The my.cnf config file is well-known but also often grossly misconfigured. I’m not sure where or when it all started, but it has become the norm to keep increasing the size and value of almost every setting in my.cnf without much reasoning behind those increases. Let’s look at some important my.cnf parameters, where doing this will hurt MySQL’s performance, waste large chunks of server memory, and as a result, reduce MySQL’s overall capacity and throughput.

Buffers such as join_buffer_sizesort_buffer_size, read_buffer_size and read_rnd_buffer_size are allocated per connection. Therefore, a setting of read_buffer_size=1M and max_connections=150 configures MySQL to allocate – from startup – 1MB per connection x 150 connections. For almost two decades, the default read_buffer_size remains at 128KB. Increasing the default is a waste of server memory and often does not help performance.
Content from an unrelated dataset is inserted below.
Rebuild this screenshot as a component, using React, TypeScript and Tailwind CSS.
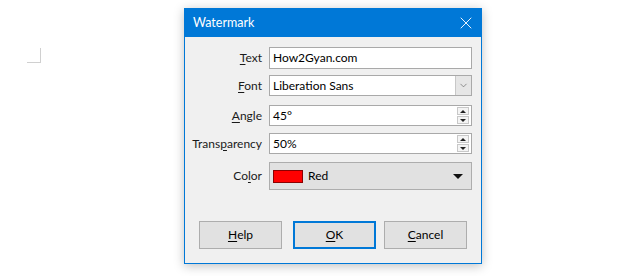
import { ChevronDown, X } from "lucide-react";

const font = { fontFamily: '"Segoe UI", Lato, "Liberation Sans", sans-serif' };

const Label = ({ text, u }: { text: string; u: number }) => (
  <div className="w-[84px] shrink-0 pr-[7px] text-right text-[#1a1a1a]">
    {text.slice(0, u)}
    <span className="underline underline-offset-2">{text[u]}</span>
    {text.slice(u + 1)}
  </div>
);

const Spin = () => (
  <div className="flex flex-col items-center justify-center gap-[1px] pr-[2px]">
    <div className="flex h-[8px] w-[12px] items-center justify-center border border-[#c8c8c8] bg-[#f4f4f4]">
      <div className="h-0 w-0 border-x-[3px] border-b-[3px] border-x-transparent border-b-[#222]" />
    </div>
    <div className="flex h-[8px] w-[12px] items-center justify-center border border-[#c8c8c8] bg-[#f4f4f4]">
      <div className="h-0 w-0 border-x-[3px] border-t-[3px] border-x-transparent border-t-[#222]" />
    </div>
  </div>
);

export default function App() {
  return (
    <div className="relative h-[276px] w-[640px] bg-white" style={font}>
      {/* page corner mark */}
      <div className="absolute left-[27px] top-[48px] h-[15px] w-[14px] border-b border-r border-[#d0d0d0]" />

      <div className="ml-[184px] pt-[8px]">
        <div className="flex h-[256px] w-[298px] flex-col border border-[#0078d7] bg-[#f0f0f0] text-[12px] shadow-[0_2px_10px_rgba(0,0,0,0.25)]">
          <div className="flex h-[28px] items-center justify-between bg-[#0078d7] pl-[8px] pr-[5px] text-[12.5px] text-white">
            <span>Watermark</span>
            <X className="h-[20px] w-[20px]" strokeWidth={1.1} />
          </div>

          <div className="flex flex-col pr-[9px] pt-[10px]">
            <div className="flex h-[22px] items-center">
              <Label text="Text" u={0} />
              <div className="flex h-full flex-1 items-center border border-[#a9a9a9] bg-white pl-[3px] text-black">
                How2Gyan.com
              </div>
            </div>

            <div className="mt-[6px] flex h-[21px] items-center">
              <Label text="Font" u={0} />
              <div className="flex h-full flex-1 items-center border border-[#a9a9a9] bg-white pl-[3px] text-black">
                <span className="flex-1">Liberation Sans</span>
                <div className="flex h-full w-[16px] items-center justify-center border-l border-[#c8c8c8] bg-[#e6e6e6]">
                  <ChevronDown className="h-[11px] w-[11px] text-[#555]" strokeWidth={1.3} />
                </div>
              </div>
            </div>

            <div className="mt-[9px] flex h-[21px] items-center">
              <Label text="Angle" u={0} />
              <div className="flex h-full flex-1 items-center border border-[#a9a9a9] bg-white pl-[3px] text-black">
                <span className="flex-1">45°</span>
                <Spin />
              </div>
            </div>

            <div className="mt-[7px] flex h-[21px] items-center">
              <Label text="Transparency" u={5} />
              <div className="flex h-full flex-1 items-center border border-[#a9a9a9] bg-white pl-[3px] text-black">
                <span className="flex-1">50%</span>
                <Spin />
              </div>
            </div>

            <div className="mt-[8px] flex h-[28px] items-center">
              <Label text="Color" u={2} />
              <div className="flex h-full flex-1 items-center border border-[#adadad] bg-[#e1e1e1] pl-[3px] text-black">
                <div className="h-[13px] w-[30px] border border-[#8a0000] bg-[#ff0000]" />
                <span className="ml-[5px] flex-1">Red</span>
                <div className="mr-[8px] h-0 w-0 border-x-[5px] border-t-[5px] border-x-transparent border-t-[#111]" />
              </div>
            </div>
          </div>

          <div className="mt-auto flex pb-[14px] pl-[14px] text-black">
            <button className="flex h-[28px] w-[83px] items-center justify-center border border-[#adadad] bg-[#e1e1e1]">
              <span className="underline underline-offset-2">H</span>elp
            </button>
            <button className="ml-[11px] flex h-[28px] w-[83px] items-center justify-center border-2 border-[#0078d7] bg-[#e1e1e1]">
              <span className="underline underline-offset-2">O</span>K
            </button>
            <button className="ml-[8px] flex h-[28px] w-[83px] items-center justify-center border border-[#adadad] bg-[#e1e1e1]">
              <span className="underline underline-offset-2">C</span>ancel
            </button>
          </div>
        </div>
      </div>
    </div>
  );
}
In nearly all cases, it’s best to use the defaults by removing or commenting out these four buffer config lines. For a more gradual approach, reduce your current large values to free up wasted RAM, and keep reducing them towards default values over time. I’ve seen improved throughput by reducing these buffers. Avoid arbitrarily increasing these!

 

Tuning MySQL join_buffer_size

The join_buffer_size is allocated for each full join between two tables. From MySQL’s documentation, the join_buffer_size is described as: “The minimum size of the buffer that is used for plain index scans, range index scans, and joins that do not use indexes and thus perform full table scans.” It goes on to say: “Memory allocation time can cause substantial performance drops if the global size is larger than needed by most queries that use it.” The join buffer is allocated to cache table rows when the join can’t use an index. If your database(s) suffers from many joins performed without indexes, it cannot be solved by increasing join_buffer_size. The problem is “joins performed without indexes.” Thus, the solution for faster joins is to add indexes.

 

Tuning MySQL sort_buffer_size

Unless you have data indicating otherwise, you should also avoid arbitrarily increasing the sort_buffer_size. Memory here is also assigned per connection! MySQL’s documentation warns: “On Linux, there are thresholds of 256KB and 2MB where larger values may significantly slow down memory allocation, so you should consider staying below one of those values.” Avoid increasing sort_buffer_size above 2M since there is a performance penalty that can eliminate any benefits.

 

Rule of thumb when tuning MySQL

A good rule of thumb is if you can’t provide a valid reason for increasing any of these buffers, keep them set to the default values. (comment-out of config). Unfortunately, misconfiguring these four config options often attract significant performance issues. Hopefully, you’ve found these quick MySQL tuning tips helpful.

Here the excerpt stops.